A robust "ring of steel" estimated to cost in the region of £5 million GBP has been proposed to protect the skyscrapers of London's famous and highly revered "Square Mile" from an impending terrorist attack.
The methodology proposes manned checkpoints, rising street bollards and crash-proof barricades in addition to other more subtle security measures. This new development is in line with advice provided from MI5, as well as the counter-terrorism police in the UK.
A recent Corporation of London report pointed towards this critical area of London, as being highly sensitive to a hostile vehicle-borne security threat, hence additional security protections were called for.
Such advice comes about in the background of numerous terror attacks across European cities in recent times and the ring of steel is believed to be the best way to protect the heart of London's financial district.
London's first ring of steel was a response to IRA bombs in the Baltic Exchange in Bishopsgate in 1992. Hence if the new measures are introduced, it would be the first time since the late 1990s that manned checkpoints were used. Such checkpoints were phased out after the IRA announced a ceasefire in 1994.

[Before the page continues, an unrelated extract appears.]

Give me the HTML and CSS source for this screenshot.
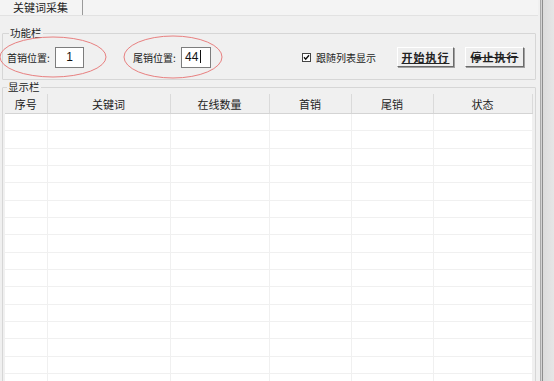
FILE: index.html
```html
<!doctype html>
<html lang="zh-CN">
<head>
<meta charset="utf-8">
<title>关键词采集</title>
<link rel="stylesheet" href="styles.css">
</head>
<body>
<div class="window">
  <div class="main">
    <div class="tabs"><span class="tab">关键词采集</span></div>

    <fieldset class="group">
      <legend>功能栏</legend>
      <div class="toolbar">
        <label class="field"><span class="lbl">首销位置:</span><span class="input center">1</span></label>
        <label class="field second"><span class="lbl">尾销位置:</span><span class="input">44<i class="caret"></i></span></label>
        <label class="check">
          <svg class="box" width="9" height="9" viewBox="0 0 9 9"><rect x="0.5" y="0.5" width="8" height="8" /><path d="M2 4.3 L3.7 6.2 L7 2.2" /></svg>
          跟随列表显示
        </label>
        <button class="btn start">开始执行</button>
        <button class="btn stop">停止执行</button>
      </div>
    </fieldset>

    <fieldset class="group list">
      <legend>显示栏</legend>
      <div class="grid">
        <table>
          <colgroup>
            <col style="width:42px"><col style="width:123px"><col style="width:99px">
            <col style="width:82px"><col style="width:82px"><col style="width:99px">
          </colgroup>
          <thead>
            <tr><th>序号</th><th>关键词</th><th>在线数量</th><th>首销</th><th>尾销</th><th>状态</th></tr>
          </thead>
          <tbody>
            <tr><td></td><td></td><td></td><td></td><td></td><td></td></tr>
            <tr><td></td><td></td><td></td><td></td><td></td><td></td></tr>
            <tr><td></td><td></td><td></td><td></td><td></td><td></td></tr>
            <tr><td></td><td></td><td></td><td></td><td></td><td></td></tr>
            <tr><td></td><td></td><td></td><td></td><td></td><td></td></tr>
            <tr><td></td><td></td><td></td><td></td><td></td><td></td></tr>
            <tr><td></td><td></td><td></td><td></td><td></td><td></td></tr>
            <tr><td></td><td></td><td></td><td></td><td></td><td></td></tr>
            <tr><td></td><td></td><td></td><td></td><td></td><td></td></tr>
            <tr><td></td><td></td><td></td><td></td><td></td><td></td></tr>
            <tr><td></td><td></td><td></td><td></td><td></td><td></td></tr>
            <tr><td></td><td></td><td></td><td></td><td></td><td></td></tr>
            <tr><td></td><td></td><td></td><td></td><td></td><td></td></tr>
            <tr><td></td><td></td><td></td><td></td><td></td><td></td></tr>
            <tr><td></td><td></td><td></td><td></td><td></td><td></td></tr>
            <tr><td></td><td></td><td></td><td></td><td></td><td></td></tr>
          </tbody>
        </table>
      </div>
    </fieldset>
  </div>
  <div class="edge"></div>

  <svg class="marks" width="554" height="100" viewBox="0 0 554 100">
    <ellipse cx="53" cy="57" rx="53" ry="20" />
    <ellipse cx="173" cy="57" rx="49" ry="21" />
  </svg>
</div>
</body>
</html>
```

FILE: styles.css
```css
html, body { margin: 0; padding: 0; background: #f0f0f0; }
body { font-family: "Noto Sans CJK SC", "DejaVu Sans", sans-serif; font-size: 10px; color: #222; overflow: hidden; }

.window { position: relative; display: flex; width: 554px; height: 381px; overflow: hidden; }
.main { width: 538px; flex: none; }
.edge { flex: 1; background: linear-gradient(90deg, #f0f0f0 0 2px, #a9a9a9 2px 3px, #d4d4d4 3px 4px, #8e8e8e 4px 5px, #dcdcdc 5px, #e6e6e6); }

.tabs { height: 15px; border-bottom: 1px solid #e2e2e2; background: #f4f4f4; }
.tab { display: inline-block; width: 69px; height: 15px; padding-left: 13px; line-height: 14px; font-size: 11px; border-right: 1px solid #9a9a9a; }

.group { margin: 11px 2px 0; padding: 0 0 0 4px; border: 1px solid #d6d6d6; border-radius: 1px; }
.group legend { padding: 0 1px; margin-left: 2px; line-height: 12px; font-size: 10.5px; color: #222; }

.toolbar { display: flex; align-items: center; height: 22px; padding: 7px 0 11px; }
.field { display: flex; align-items: center; white-space: nowrap; }
.lbl { width: 48px; }
.second { margin-left: 49px; }
.input { display: inline-block; box-sizing: border-box; width: 29px; height: 21px; padding-left: 3px; border: 1px solid #7d7d7d; background: #fff; font-family: "Liberation Sans", sans-serif; font-size: 12px; line-height: 19px; color: #111; }
.input.center { text-align: center; padding-left: 0; }
.second .input { width: 30px; }
.caret { display: inline-block; width: 1px; height: 13px; margin-left: 2px; vertical-align: -2px; background: #111; }

.check { display: flex; align-items: center; margin-left: 91px; white-space: nowrap; }
.box { margin-right: 5px; }
.box rect { fill: #fff; stroke: #444; stroke-width: 1; }
.box path { fill: none; stroke: #111; stroke-width: 1.4; }

.btn { box-sizing: border-box; height: 20px; padding: 0; background: #eeeeee; border: 1px solid; border-color: #fff #6b6b6b #6b6b6b #fff; box-shadow: 1px 1px 0 #a0a0a0; font-family: "Noto Sans CJK SC", sans-serif; font-size: 11px; font-weight: bold; letter-spacing: 1px; color: #222; }
.start { width: 57px; margin-left: 21px; text-decoration: underline; }
.stop { width: 59px; margin-left: 11px; text-decoration: line-through; }

.list { margin-top: 1px; padding: 0 2px; height: 400px; }
.grid { margin-top: 1px; width: 527px; background: #fff; }
table { border-collapse: collapse; table-layout: fixed; width: 527px; }
th { height: 19px; padding: 0; background: #f0f0f0; border-right: 1px solid #dadada; border-bottom: 1px solid #d4d4d4; font-weight: normal; font-size: 11px; line-height: 18px; text-align: center; color: #222; }
td { height: 16.33px; padding: 0; border-right: 1px solid #f0f0f0; border-bottom: 1px solid #f0f0f0; }

.marks { position: absolute; top: 0; left: 0; pointer-events: none; }
.marks ellipse { fill: none; stroke: #e88080; stroke-width: 1; }
```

The new protective ring will border Liverpool Street, the Bank of England and Fenchurch Street - an area which is home to some of the capital's newest and most recognizable skyscrapers. The report highlighted that the eastern section of the City of London is of special importance as a number of major landmarks around the area could be target for terrorists.
The new plan will likely be subject to a consultation, however it could be fully implemented by as soon as 2022.